__Web page code records__:
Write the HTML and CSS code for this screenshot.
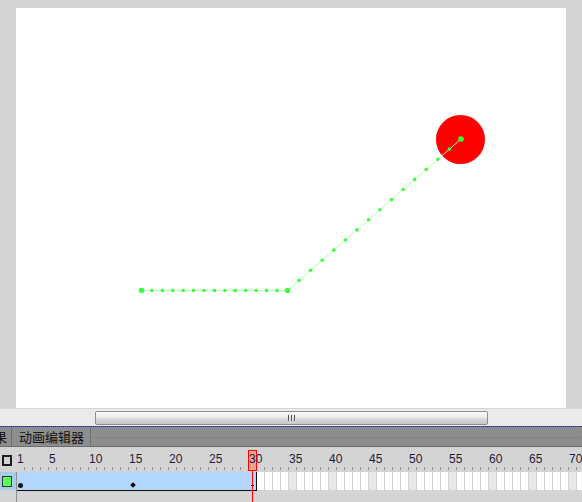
FILE: index.html
```html
<!DOCTYPE html>
<html lang="zh">
<head>
<meta charset="utf-8">
<title>动画编辑器</title>
<link rel="stylesheet" href="styles.css">
</head>
<body>
<div class="app">
  <div class="workspace">
    <div class="stage">
      <svg class="stage-svg" width="550" height="400" viewBox="16 8 550 400" xmlns="http://www.w3.org/2000/svg">
        <circle cx="460.5" cy="139.5" r="24.5" fill="#ff0000"/>
        <polyline points="141.5,290.5 287.5,290.5 461,139" fill="none" stroke="#b3ffb3" stroke-width="1"/>
        <g fill="#3cff3c">
          <circle cx="141.5" cy="290.5" r="2.8"/>
          <circle cx="151.9" cy="290.5" r="1.8"/>
          <circle cx="162.4" cy="290.5" r="1.8"/>
          <circle cx="172.8" cy="290.5" r="1.8"/>
          <circle cx="183.2" cy="290.5" r="1.8"/>
          <circle cx="193.6" cy="290.5" r="1.8"/>
          <circle cx="204.1" cy="290.5" r="1.8"/>
          <circle cx="214.5" cy="290.5" r="1.8"/>
          <circle cx="224.9" cy="290.5" r="1.8"/>
          <circle cx="235.4" cy="290.5" r="1.8"/>
          <circle cx="245.8" cy="290.5" r="1.8"/>
          <circle cx="256.2" cy="290.5" r="1.8"/>
          <circle cx="266.6" cy="290.5" r="1.8"/>
          <circle cx="277.1" cy="290.5" r="1.8"/>
          <circle cx="287.5" cy="290.5" r="2.8"/>
          <circle cx="299.1" cy="280.4" r="1.8"/>
          <circle cx="310.6" cy="270.3" r="1.8"/>
          <circle cx="322.2" cy="260.2" r="1.8"/>
          <circle cx="333.8" cy="250.1" r="1.8"/>
          <circle cx="345.3" cy="240.0" r="1.8"/>
          <circle cx="356.9" cy="229.9" r="1.8"/>
          <circle cx="368.5" cy="219.8" r="1.8"/>
          <circle cx="380.0" cy="209.7" r="1.8"/>
          <circle cx="391.6" cy="199.6" r="1.8"/>
          <circle cx="403.2" cy="189.5" r="1.8"/>
          <circle cx="414.7" cy="179.4" r="1.8"/>
          <circle cx="426.3" cy="169.3" r="1.8"/>
          <circle cx="437.9" cy="159.2" r="1.8"/>
          <circle cx="449.4" cy="149.1" r="1.8"/>
          <circle cx="461" cy="139" r="2.8"/>
        </g>
      </svg>
    </div>
  </div>

  <div class="hscroll">
    <div class="thumb"><span class="grip"><i></i><i></i><i></i></span></div>
  </div>

  <div class="tabbar">
    <div class="tab tab-cut">果</div>
    <div class="tab">动画编辑器</div>
  </div>

  <div class="timeline">
    <div class="tl-header">
      <div class="tl-corner"><span class="outline-box"></span></div>
      <div class="ruler">
        <span class="num first">1</span>
        <span class="num">5</span>
        <span class="num">10</span>
        <span class="num">15</span>
        <span class="num">20</span>
        <span class="num">25</span>
        <span class="num">30</span>
        <span class="num">35</span>
        <span class="num">40</span>
        <span class="num">45</span>
        <span class="num">50</span>
        <span class="num">55</span>
        <span class="num">60</span>
        <span class="num">65</span>
        <span class="num">70</span>
      </div>
    </div>
    <div class="tl-body">
      <div class="left-col">
        <div class="layer-cell"><span class="swatch"></span></div>
      </div>
      <div class="frames-col">
        <div class="frame-row">
          <div class="tween">
            <span class="kf-dot"></span>
            <span class="kf-diamond"></span>
            <span class="kf-plus"></span>
          </div>
          <div class="empty-frames"></div>
        </div>
      </div>
    </div>
    <div class="playhead"></div>
    <div class="playline"></div>
  </div>
</div>
</body>
</html>
```

FILE: styles.css
```css
html, body {
  margin: 0;
  padding: 0;
}

body {
  width: 582px;
  height: 502px;
  overflow: hidden;
  background: #d4d4d4;
  font-family: "Liberation Sans", "Noto Sans CJK SC", sans-serif;
}

.app {
  width: 582px;
  height: 502px;
  display: flex;
  flex-direction: column;
}

/* ---------- stage ---------- */
.workspace {
  height: 409px;
  box-sizing: border-box;
  padding: 8px 0 0 16px;
  flex: none;
}

.stage {
  width: 550px;
  height: 400px;
  background: #ffffff;
}

.stage-svg {
  display: block;
}

/* ---------- horizontal scrollbar ---------- */
.hscroll {
  height: 17px;
  flex: none;
  box-sizing: border-box;
  padding-top: 2px;
  background: #ebebeb;
}

.thumb {
  margin-left: 95px;
  width: 393px;
  height: 14px;
  box-sizing: border-box;
  border: 1px solid #8e8e8e;
  border-radius: 2px;
  background: linear-gradient(#fbfbfb, #ececec 45%, #dadada 55%, #c8c8c8);
  display: flex;
  justify-content: center;
  align-items: center;
}

.grip {
  display: flex;
  gap: 1px;
  height: 6px;
}

.grip i {
  display: block;
  width: 2px;
  height: 6px;
  background: linear-gradient(to right, #555 1px, #e6e6e6 1px);
}

/* ---------- panel tab bar ---------- */
.tabbar {
  height: 21px;
  flex: none;
  box-sizing: border-box;
  padding-top: 1px;
  border-bottom: 1px solid #6c6c6c;
  display: flex;
  overflow: hidden;
  background:
    repeating-linear-gradient(90deg, #5a5ab8 0 1px, #333 1px 2px) left top / 100% 1px no-repeat,
    repeating-linear-gradient(90deg, #7a7a7a 0 1px, transparent 1px 2px) left 0 top 11px / 100% 1px no-repeat,
    #8d8d8d;
}

.tab {
  flex: none;
  height: 19px;
  box-sizing: border-box;
  padding: 1px 6px 0 7px;
  font-family: "Noto Sans CJK SC", "Liberation Sans", sans-serif;
  font-size: 13px;
  line-height: 17px;
  color: #111;
  background: #8e8e8e;
  border-right: 1px solid #6e6e6e;
}

.tab-cut {
  margin-left: -6px;
  padding: 1px 4px 0 0;
}

/* ---------- timeline ---------- */
.timeline {
  position: relative;
  flex: 1;
  overflow: hidden;
}

.tl-header {
  display: flex;
  height: 25px;
}

.tl-corner {
  width: 17px;
  flex: none;
  box-sizing: border-box;
  padding: 8px 0 0 2px;
}

.outline-box {
  display: block;
  width: 10px;
  height: 11px;
  box-sizing: border-box;
  border: 2px solid #1c1c1c;
}

.ruler {
  flex: 1;
  display: flex;
  box-sizing: border-box;
  padding-top: 5px;
  overflow: hidden;
  background: repeating-linear-gradient(to right, transparent 0 7px, #8c8c8c 7px 8px) left 0 bottom 2px / 100% 3px no-repeat;
}

.num {
  position: relative;
  z-index: 1;
  flex: none;
  width: 40px;
  font-size: 12px;
  line-height: 14px;
  color: #1e1e3a;
}

.num.first {
  width: 32px;
}

.tl-body {
  display: flex;
  height: 30px;
}

.left-col {
  width: 16px;
  flex: none;
  border-right: 1px solid #8f8f8f;
}

.layer-cell {
  height: 18px;
  box-sizing: border-box;
  padding: 4px 0 0 2px;
  background: #a9cbeb;
}

.swatch {
  display: block;
  width: 10px;
  height: 11px;
  box-sizing: border-box;
  border: 1px solid #333;
  background: #55ff55;
}

.frames-col {
  flex: 1;
}

.frame-row {
  display: flex;
  height: 19px;
}

.tween {
  flex: none;
  width: 240px;
  height: 19px;
  box-sizing: border-box;
  padding-bottom: 2px;
  background: #b3d7ff;
  border-right: 1px solid #111;
  border-bottom: 1px solid #111;
  display: flex;
  align-items: flex-end;
}

.kf-dot {
  flex: none;
  width: 5px;
  height: 5px;
  margin-left: 1px;
  border-radius: 50%;
  background: #111;
}

.kf-diamond {
  flex: none;
  width: 4px;
  height: 4px;
  margin-left: 108px;
  margin-bottom: 1px;
  background: #111;
  transform: rotate(45deg);
}

.kf-plus {
  flex: none;
  width: 3px;
  height: 3px;
  margin-left: 116px;
  margin-bottom: 1px;
  background:
    linear-gradient(#111, #111) center / 3px 1px no-repeat,
    linear-gradient(#111, #111) center / 1px 3px no-repeat;
}

.empty-frames {
  flex: 1;
  height: 18px;
  background:
    repeating-linear-gradient(to right, transparent 0 7px, #d2d2d2 7px 8px),
    repeating-linear-gradient(to right, #ffffff 0 32px, #e7e7e7 32px 40px);
}

/* playhead overlay */
.playhead {
  position: absolute;
  left: 248px;
  top: 3px;
  width: 9px;
  height: 21px;
  box-sizing: border-box;
  border: 1px solid #ff0000;
  background: #eea68d;
  z-index: 0;
}

.playline {
  position: absolute;
  left: 252px;
  top: 24px;
  width: 1px;
  height: 40px;
  background: #ff0000;
  z-index: 2;
}
```
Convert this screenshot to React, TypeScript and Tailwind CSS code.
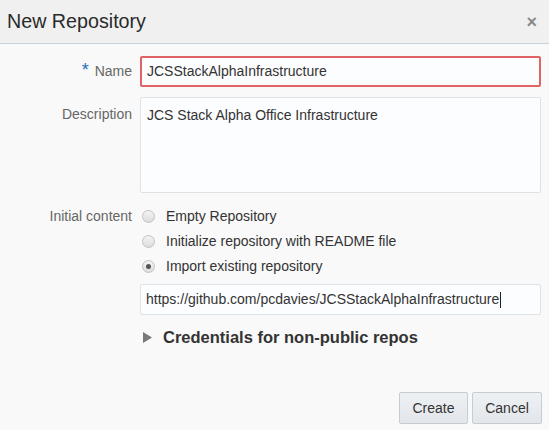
import React from "react";

const font = { fontFamily: '"Liberation Sans", Arial, sans-serif' };

function Radio({ checked }: { checked?: boolean }) {
  return (
    <span className="relative inline-flex h-[13px] w-[13px] shrink-0 items-center justify-center rounded-full border border-[#c2c2c2] bg-gradient-to-b from-[#f4f4f4] to-[#dcdcdc]">
      {checked && <span className="h-[5px] w-[5px] rounded-full bg-[#555]" />}
    </span>
  );
}

export default function App() {
  return (
    <div className="h-[430px] w-[549px] overflow-hidden bg-[#f9f9f9] text-[#333]" style={font}>
      <div className="flex h-[44px] items-center justify-between border-b border-[#c9d2da] bg-[#f0f0f0] pl-[7px] pr-[12px]">
        <div className="text-[19.7px] leading-none text-[#2a2a2a]">New Repository</div>
        <div className="text-[18px] font-bold leading-none text-[#8a8a8a]">×</div>
      </div>
      <div className="flex flex-col pt-[12px]">
        <div className="flex items-center">
          <div className="flex w-[132px] items-center justify-end gap-[6px] text-[14px] text-[#666]">
            <span className="text-[18px] leading-none text-[#1f6fbf] -mt-[4px]">*</span>
            <span>Name</span>
          </div>
          <div className="ml-[8px] flex h-[31px] w-[401px] items-center rounded-[2px] border-2 border-[#e06464] bg-[#fcfdfe] px-[5px] text-[14px] text-[#333]">
            JCSStackAlphaInfrastructure
          </div>
        </div>
        <div className="mt-[10px] flex items-start">
          <div className="w-[132px] pt-[7px] text-right text-[14px] text-[#666]">Description</div>
          <div className="ml-[8px] h-[96px] w-[401px] rounded-[2px] border border-[#dde2e6] bg-[#fcfdfe] px-[6px] pt-[7px] text-[14px] text-[#333]">
            JCS Stack Alpha Office Infrastructure
          </div>
        </div>
        <div className="mt-[11px] flex items-start">
          <div className="w-[132px] pt-[2px] text-right text-[14px] text-[#666]">Initial content</div>
          <div className="ml-[8px] flex w-[401px] flex-col">
            <div className="flex h-[25px] items-center gap-[11px] pl-[2px] text-[14px] text-[#333]">
              <Radio />
              <span>Empty Repository</span>
            </div>
            <div className="flex h-[25px] items-center gap-[11px] pl-[2px] text-[14px] text-[#333]">
              <Radio />
              <span>Initialize repository with README file</span>
            </div>
            <div className="flex h-[25px] items-center gap-[11px] pl-[2px] text-[14px] text-[#333]">
              <Radio checked />
              <span>Import existing repository</span>
            </div>
            <div className="mt-[5px] flex h-[31px] items-center rounded-[2px] border border-[#dde2e6] bg-[#fcfdfe] px-[5px] text-[14px] text-[#333]">
              <span>https://github.com/pcdavies/JCSStackAlphaInfrastructure</span>
              <span className="ml-[1px] h-[16px] w-px bg-[#222]" />
            </div>
            <div className="mt-[10px] flex h-[24px] items-center gap-[11px] pl-[3px]">
              <svg width="9" height="11" viewBox="0 0 9 11">
                <path d="M0 0 L9 5.5 L0 11 Z" fill="#7a7a7a" />
              </svg>
              <span className="text-[16.5px] font-bold text-[#333]">Credentials for non-public repos</span>
            </div>
          </div>
        </div>
        <div className="mt-[43px] flex justify-end gap-[4px] pr-[7px]">
          <button className="h-[32px] w-[69px] rounded-[2px] border border-[#c5ccd3] bg-gradient-to-b from-[#eef1f4] to-[#e2e6ea] text-[14px] text-[#333]">
            Create
          </button>
          <button className="h-[32px] w-[70px] rounded-[2px] border border-[#c5ccd3] bg-gradient-to-b from-[#eef1f4] to-[#e2e6ea] text-[14px] text-[#333]">
            Cancel
          </button>
        </div>
      </div>
    </div>
  );
}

__Stated problem__: Look through the entries above and report each line where the string "React" occurs.

__Task response__:
Convert this screenshot to React, TypeScript and Tailwind CSS code.
import React from "react";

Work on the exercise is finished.